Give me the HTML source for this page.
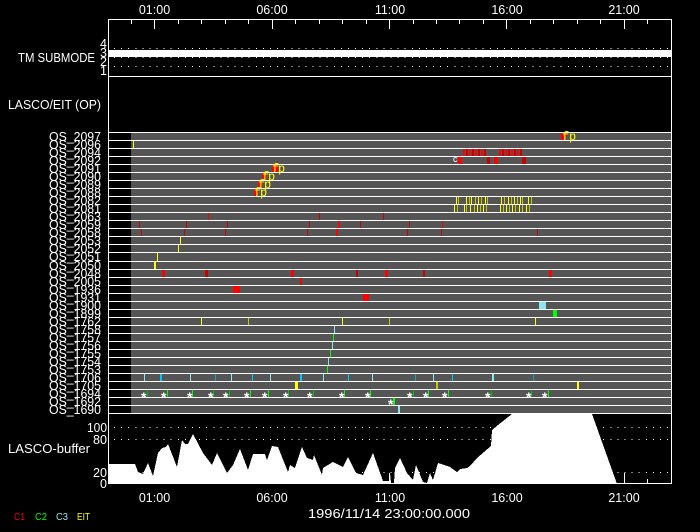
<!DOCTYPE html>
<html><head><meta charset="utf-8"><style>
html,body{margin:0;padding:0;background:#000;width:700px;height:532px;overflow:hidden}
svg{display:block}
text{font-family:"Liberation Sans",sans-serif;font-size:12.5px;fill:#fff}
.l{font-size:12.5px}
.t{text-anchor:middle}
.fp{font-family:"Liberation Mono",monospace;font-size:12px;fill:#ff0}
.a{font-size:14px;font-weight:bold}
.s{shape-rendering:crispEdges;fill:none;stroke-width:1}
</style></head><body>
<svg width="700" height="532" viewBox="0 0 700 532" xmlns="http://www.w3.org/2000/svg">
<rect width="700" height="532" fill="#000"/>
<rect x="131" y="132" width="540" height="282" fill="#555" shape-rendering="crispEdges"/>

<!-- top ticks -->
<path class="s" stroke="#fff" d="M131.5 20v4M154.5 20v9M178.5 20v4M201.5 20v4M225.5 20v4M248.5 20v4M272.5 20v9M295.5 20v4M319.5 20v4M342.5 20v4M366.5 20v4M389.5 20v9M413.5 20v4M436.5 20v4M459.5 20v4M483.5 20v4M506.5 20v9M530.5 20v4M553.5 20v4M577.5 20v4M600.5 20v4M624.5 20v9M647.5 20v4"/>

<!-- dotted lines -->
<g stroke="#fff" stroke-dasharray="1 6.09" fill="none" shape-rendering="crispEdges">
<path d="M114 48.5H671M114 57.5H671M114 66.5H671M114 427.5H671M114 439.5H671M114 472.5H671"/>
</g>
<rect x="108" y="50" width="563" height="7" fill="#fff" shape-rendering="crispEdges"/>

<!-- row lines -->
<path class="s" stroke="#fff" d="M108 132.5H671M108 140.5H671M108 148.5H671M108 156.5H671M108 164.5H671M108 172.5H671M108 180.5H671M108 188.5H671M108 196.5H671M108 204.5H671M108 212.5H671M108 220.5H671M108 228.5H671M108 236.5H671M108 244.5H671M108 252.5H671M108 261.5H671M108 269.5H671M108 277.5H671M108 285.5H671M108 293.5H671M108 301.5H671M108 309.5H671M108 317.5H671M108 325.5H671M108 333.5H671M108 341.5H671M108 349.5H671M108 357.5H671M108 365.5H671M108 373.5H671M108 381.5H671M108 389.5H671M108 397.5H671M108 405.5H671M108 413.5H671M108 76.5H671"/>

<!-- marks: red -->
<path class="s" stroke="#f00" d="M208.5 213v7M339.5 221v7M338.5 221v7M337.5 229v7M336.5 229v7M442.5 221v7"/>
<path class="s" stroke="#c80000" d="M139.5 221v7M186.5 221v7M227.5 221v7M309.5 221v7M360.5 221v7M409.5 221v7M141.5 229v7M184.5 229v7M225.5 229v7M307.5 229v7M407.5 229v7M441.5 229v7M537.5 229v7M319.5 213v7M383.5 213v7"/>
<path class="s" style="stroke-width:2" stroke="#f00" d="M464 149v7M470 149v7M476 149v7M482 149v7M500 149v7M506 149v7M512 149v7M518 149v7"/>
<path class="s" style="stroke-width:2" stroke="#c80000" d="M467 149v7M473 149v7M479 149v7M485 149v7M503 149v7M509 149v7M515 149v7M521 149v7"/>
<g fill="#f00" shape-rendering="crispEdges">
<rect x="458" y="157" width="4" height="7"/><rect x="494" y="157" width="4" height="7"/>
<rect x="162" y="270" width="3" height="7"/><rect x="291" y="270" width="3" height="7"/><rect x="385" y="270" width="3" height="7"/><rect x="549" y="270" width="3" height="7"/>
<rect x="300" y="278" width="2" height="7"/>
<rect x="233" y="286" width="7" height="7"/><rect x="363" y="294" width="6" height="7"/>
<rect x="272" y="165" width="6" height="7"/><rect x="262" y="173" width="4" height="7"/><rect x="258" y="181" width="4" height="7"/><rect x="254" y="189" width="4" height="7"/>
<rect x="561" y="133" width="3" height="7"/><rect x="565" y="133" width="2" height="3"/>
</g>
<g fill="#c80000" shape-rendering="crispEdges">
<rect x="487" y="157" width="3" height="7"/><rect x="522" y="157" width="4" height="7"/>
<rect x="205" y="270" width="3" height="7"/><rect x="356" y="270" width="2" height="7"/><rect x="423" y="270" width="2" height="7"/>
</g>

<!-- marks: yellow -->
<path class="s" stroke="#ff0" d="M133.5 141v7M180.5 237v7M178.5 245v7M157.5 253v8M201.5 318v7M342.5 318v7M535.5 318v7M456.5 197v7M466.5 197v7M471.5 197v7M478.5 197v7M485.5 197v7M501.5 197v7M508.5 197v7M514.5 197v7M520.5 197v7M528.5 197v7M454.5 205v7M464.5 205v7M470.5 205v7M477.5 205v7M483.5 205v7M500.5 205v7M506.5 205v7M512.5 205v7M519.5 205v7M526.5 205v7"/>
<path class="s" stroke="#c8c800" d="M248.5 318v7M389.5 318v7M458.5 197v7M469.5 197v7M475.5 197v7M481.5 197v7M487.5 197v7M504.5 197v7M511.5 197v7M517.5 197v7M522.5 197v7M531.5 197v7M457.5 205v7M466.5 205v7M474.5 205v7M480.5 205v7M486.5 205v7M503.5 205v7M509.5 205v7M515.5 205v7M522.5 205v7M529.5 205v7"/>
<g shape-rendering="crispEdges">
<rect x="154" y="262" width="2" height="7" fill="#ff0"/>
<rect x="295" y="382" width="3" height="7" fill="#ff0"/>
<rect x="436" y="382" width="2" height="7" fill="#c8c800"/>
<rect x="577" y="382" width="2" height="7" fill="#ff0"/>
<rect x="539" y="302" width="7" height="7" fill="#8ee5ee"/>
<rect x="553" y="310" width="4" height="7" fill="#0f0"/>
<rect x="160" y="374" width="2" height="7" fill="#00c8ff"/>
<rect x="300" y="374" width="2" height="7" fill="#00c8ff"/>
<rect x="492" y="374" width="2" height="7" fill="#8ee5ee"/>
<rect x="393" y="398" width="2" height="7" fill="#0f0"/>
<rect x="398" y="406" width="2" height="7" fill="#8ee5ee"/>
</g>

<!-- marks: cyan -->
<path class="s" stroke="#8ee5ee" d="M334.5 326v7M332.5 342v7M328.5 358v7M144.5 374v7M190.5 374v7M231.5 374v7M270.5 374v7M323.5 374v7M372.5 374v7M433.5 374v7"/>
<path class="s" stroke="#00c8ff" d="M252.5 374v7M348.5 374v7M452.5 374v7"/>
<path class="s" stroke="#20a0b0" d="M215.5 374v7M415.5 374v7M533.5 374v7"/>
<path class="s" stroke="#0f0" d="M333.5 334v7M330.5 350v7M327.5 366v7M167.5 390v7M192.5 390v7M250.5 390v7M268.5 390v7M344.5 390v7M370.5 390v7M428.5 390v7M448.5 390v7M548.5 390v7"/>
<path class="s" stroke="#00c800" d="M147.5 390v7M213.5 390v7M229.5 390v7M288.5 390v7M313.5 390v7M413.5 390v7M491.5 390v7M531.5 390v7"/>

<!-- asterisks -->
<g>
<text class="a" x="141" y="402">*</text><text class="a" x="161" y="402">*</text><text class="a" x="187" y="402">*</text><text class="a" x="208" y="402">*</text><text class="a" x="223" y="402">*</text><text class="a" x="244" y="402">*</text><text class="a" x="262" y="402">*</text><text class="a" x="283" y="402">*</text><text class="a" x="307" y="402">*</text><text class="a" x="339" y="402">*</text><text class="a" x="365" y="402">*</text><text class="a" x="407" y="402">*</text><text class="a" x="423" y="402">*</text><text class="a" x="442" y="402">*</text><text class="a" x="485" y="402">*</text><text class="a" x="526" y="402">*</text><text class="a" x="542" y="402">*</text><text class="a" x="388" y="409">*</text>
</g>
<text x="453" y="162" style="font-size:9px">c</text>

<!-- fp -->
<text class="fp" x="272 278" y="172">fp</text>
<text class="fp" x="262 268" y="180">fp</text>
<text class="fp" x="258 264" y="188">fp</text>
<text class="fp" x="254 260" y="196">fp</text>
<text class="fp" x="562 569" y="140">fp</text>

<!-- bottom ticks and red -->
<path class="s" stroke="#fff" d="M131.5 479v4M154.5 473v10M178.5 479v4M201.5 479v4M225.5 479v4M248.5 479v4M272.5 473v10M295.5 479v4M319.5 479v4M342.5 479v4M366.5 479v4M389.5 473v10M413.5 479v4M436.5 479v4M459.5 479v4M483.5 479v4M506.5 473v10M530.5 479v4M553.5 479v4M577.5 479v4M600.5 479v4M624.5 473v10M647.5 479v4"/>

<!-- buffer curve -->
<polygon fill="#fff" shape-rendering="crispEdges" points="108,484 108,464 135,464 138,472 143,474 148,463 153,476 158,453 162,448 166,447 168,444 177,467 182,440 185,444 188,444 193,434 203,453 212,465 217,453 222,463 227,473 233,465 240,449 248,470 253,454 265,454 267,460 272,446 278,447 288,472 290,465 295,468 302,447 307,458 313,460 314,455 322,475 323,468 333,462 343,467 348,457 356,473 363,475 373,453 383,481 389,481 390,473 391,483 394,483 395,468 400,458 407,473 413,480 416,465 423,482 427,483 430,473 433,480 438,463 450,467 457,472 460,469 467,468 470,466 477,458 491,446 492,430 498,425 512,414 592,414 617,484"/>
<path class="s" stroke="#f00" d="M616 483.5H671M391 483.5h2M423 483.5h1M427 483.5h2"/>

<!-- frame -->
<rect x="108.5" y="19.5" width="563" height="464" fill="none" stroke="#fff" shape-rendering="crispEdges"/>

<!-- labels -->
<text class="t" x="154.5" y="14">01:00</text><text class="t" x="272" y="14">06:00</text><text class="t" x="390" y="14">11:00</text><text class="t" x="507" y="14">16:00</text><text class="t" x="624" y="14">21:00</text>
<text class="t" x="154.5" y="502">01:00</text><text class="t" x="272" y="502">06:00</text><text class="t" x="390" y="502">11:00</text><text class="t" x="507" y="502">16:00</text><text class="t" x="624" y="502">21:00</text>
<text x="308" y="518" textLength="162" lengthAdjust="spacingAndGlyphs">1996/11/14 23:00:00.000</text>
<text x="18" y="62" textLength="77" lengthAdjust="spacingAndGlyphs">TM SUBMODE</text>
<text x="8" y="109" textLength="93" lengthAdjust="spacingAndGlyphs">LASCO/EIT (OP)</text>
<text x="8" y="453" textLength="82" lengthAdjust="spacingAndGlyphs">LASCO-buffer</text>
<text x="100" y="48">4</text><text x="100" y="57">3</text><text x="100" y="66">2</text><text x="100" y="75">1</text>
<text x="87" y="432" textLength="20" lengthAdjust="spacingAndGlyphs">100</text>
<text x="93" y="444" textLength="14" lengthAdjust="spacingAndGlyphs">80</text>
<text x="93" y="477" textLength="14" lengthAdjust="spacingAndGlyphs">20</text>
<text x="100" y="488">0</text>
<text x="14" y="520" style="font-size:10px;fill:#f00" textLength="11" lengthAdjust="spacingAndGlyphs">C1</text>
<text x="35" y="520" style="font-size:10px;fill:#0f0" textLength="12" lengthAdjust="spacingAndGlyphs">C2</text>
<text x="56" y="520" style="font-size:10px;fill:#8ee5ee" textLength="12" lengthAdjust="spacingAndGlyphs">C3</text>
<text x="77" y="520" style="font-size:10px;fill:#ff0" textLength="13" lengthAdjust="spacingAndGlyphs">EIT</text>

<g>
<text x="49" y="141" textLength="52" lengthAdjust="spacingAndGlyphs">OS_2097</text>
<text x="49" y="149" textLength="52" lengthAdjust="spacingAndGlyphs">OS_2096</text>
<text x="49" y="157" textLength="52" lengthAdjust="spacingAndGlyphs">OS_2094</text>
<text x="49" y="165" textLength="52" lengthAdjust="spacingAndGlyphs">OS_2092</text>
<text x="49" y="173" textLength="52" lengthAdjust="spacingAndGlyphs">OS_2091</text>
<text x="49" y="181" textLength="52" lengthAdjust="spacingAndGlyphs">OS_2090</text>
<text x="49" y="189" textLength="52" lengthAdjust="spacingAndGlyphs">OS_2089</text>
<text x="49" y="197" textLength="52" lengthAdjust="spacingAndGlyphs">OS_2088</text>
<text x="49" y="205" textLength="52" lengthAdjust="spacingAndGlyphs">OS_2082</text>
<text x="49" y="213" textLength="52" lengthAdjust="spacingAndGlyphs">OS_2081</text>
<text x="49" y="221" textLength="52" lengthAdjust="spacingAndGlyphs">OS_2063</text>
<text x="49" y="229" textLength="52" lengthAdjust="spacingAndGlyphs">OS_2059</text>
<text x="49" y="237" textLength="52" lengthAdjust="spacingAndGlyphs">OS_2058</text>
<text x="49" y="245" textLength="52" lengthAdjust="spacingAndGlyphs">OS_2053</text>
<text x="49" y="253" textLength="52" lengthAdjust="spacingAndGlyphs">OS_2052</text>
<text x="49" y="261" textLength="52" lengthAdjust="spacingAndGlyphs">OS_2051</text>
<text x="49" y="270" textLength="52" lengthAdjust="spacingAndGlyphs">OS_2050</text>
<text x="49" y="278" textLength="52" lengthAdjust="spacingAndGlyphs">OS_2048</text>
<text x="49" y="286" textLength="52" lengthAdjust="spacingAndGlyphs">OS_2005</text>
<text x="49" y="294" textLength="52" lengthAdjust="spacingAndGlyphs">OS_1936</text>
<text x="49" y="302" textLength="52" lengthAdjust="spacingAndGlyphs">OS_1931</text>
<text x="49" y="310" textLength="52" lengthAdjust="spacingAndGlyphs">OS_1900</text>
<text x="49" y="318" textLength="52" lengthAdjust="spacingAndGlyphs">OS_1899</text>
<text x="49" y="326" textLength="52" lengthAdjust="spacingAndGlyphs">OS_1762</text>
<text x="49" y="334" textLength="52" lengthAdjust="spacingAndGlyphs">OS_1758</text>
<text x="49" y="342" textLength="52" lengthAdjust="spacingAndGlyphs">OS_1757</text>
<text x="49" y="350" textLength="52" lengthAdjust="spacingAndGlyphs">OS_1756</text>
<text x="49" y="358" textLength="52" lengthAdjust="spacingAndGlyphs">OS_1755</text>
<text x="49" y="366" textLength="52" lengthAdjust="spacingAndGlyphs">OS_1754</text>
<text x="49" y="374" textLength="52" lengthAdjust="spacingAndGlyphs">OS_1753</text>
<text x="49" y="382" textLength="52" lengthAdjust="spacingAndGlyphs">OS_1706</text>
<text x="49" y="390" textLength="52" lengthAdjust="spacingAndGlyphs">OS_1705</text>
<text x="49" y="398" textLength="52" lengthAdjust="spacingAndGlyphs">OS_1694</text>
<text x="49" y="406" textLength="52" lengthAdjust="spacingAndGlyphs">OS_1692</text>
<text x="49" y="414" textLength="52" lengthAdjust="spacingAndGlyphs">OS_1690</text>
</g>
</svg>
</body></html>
#####
PROBLEM TO WORK ON
Copy exactly the lines running from the beginning of the listing through the line that has "20v4M154.5 20v9M178.5 20v4M201.5". Drop the pictures.

RESULT OF THE TASK
Give me the HTML source for this page.
<!DOCTYPE html>
<html><head><meta charset="utf-8"><style>
html,body{margin:0;padding:0;background:#000;width:700px;height:532px;overflow:hidden}
svg{display:block}
text{font-family:"Liberation Sans",sans-serif;font-size:12.5px;fill:#fff}
.l{font-size:12.5px}
.t{text-anchor:middle}
.fp{font-family:"Liberation Mono",monospace;font-size:12px;fill:#ff0}
.a{font-size:14px;font-weight:bold}
.s{shape-rendering:crispEdges;fill:none;stroke-width:1}
</style></head><body>
<svg width="700" height="532" viewBox="0 0 700 532" xmlns="http://www.w3.org/2000/svg">
<rect width="700" height="532" fill="#000"/>
<rect x="131" y="132" width="540" height="282" fill="#555" shape-rendering="crispEdges"/>

<!-- top ticks -->
<path class="s" stroke="#fff" d="M131.5 20v4M154.5 20v9M178.5 20v4M201.5 20v4M225.5 20v4M248.5 20v4M272.5 20v9M295.5 20v4M319.5 20v4M342.5 20v4M366.5 20v4M389.5 20v9M413.5 20v4M436.5 20v4M459.5 20v4M483.5 20v4M506.5 20v9M530.5 20v4M553.5 20v4M577.5 20v4M600.5 20v4M624.5 20v9M647.5 20v4"/>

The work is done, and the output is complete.